Extrait interview Robin Accrombessi
« Les charges seront partagées par les opérateurs de téléphonie mobile et les consommateurs »

Vous avez échangé avec l’Arcep, qu’est-ce qui a été dit au sujet des nouvelles tarifications ?
C’est un décret qui a prévu une certaine réorganisation du système tarifaire des télécommunications, de la téléphonie mobile et de l’internet au Bénin et donc il y a désormais 5 % de taxe qui seront prélevés sur tous les services voix, c’est-à-dire les appels, les SMS, texto via le téléphone directement et puis internet. Maintenant, pour les explications que nous avons reçues de l’Arcep, c’est une expérimentation qui se fera au niveau des réseaux de téléphonie mobile. Donc, les charges seront partagées par les opérateurs de téléphonie mobile et les consommateurs. Il y aura de nouvelles offres qui seront mises sur le marché. Pour ce qui est de l’internet, le décret n’a pas été assez explicite (ce qu’on nous a expliqué aussi), c’est une répartition qui ne se fera pas exactement au prorata de 5f par Mo. Si c’était comme ça, ça veut dire que si vous achetez 100 Mo, on va vous rajouter 5f par 100 Mo, ce n’est pas 5f fois 100 Mo. Ce n’est pas exactement ça. C’est de nouvelles offres, c’est de nouveaux tarifs internet qui seront faits mais spécifiquement pour les réseaux sociaux, qui ne seraient plus forcément comme avant. Ça va être un peu plus cher qu’avant pour les réseaux sociaux mais tout ce qui concerne internet pour les utilisations professionnelles, pour les étudiants, ceux qui veulent faire des recherches, les tarifs seraient plus intéressants.

Ce sera un peu plus cher, c’est-à-dire quoi ? Cela nous coûtera combien en plus ?

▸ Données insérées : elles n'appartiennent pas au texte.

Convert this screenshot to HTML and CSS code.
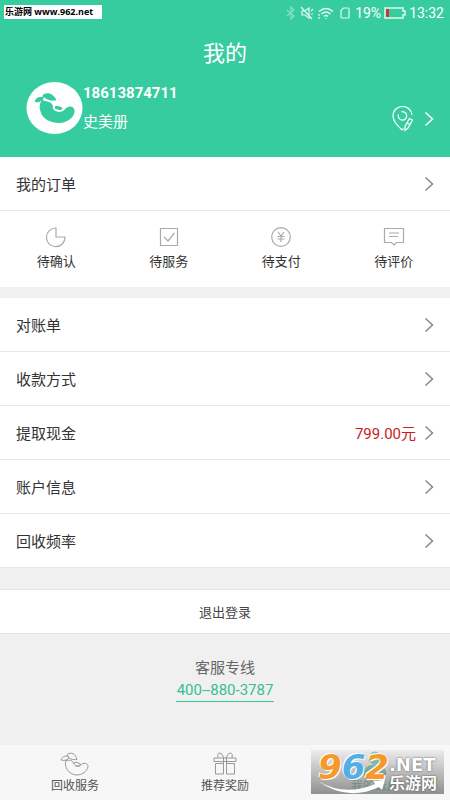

C’est pour cela que je vous disais qu’il y a de nouvelles offres en étude. Si ces offres sortent, nous allons faire la comparaison entre les anciens et les nouveaux tarifs et nous pourrons conseiller le consommateur. On ne peut pas être plus précis maintenant. C’est vrai que le décret, tel quel, est alarmant, mais nous préférons attendre que les nouveaux tarifs soient mis sur le marché pour mieux expliquer au consommateurs ce qu’il y a lieu de faire.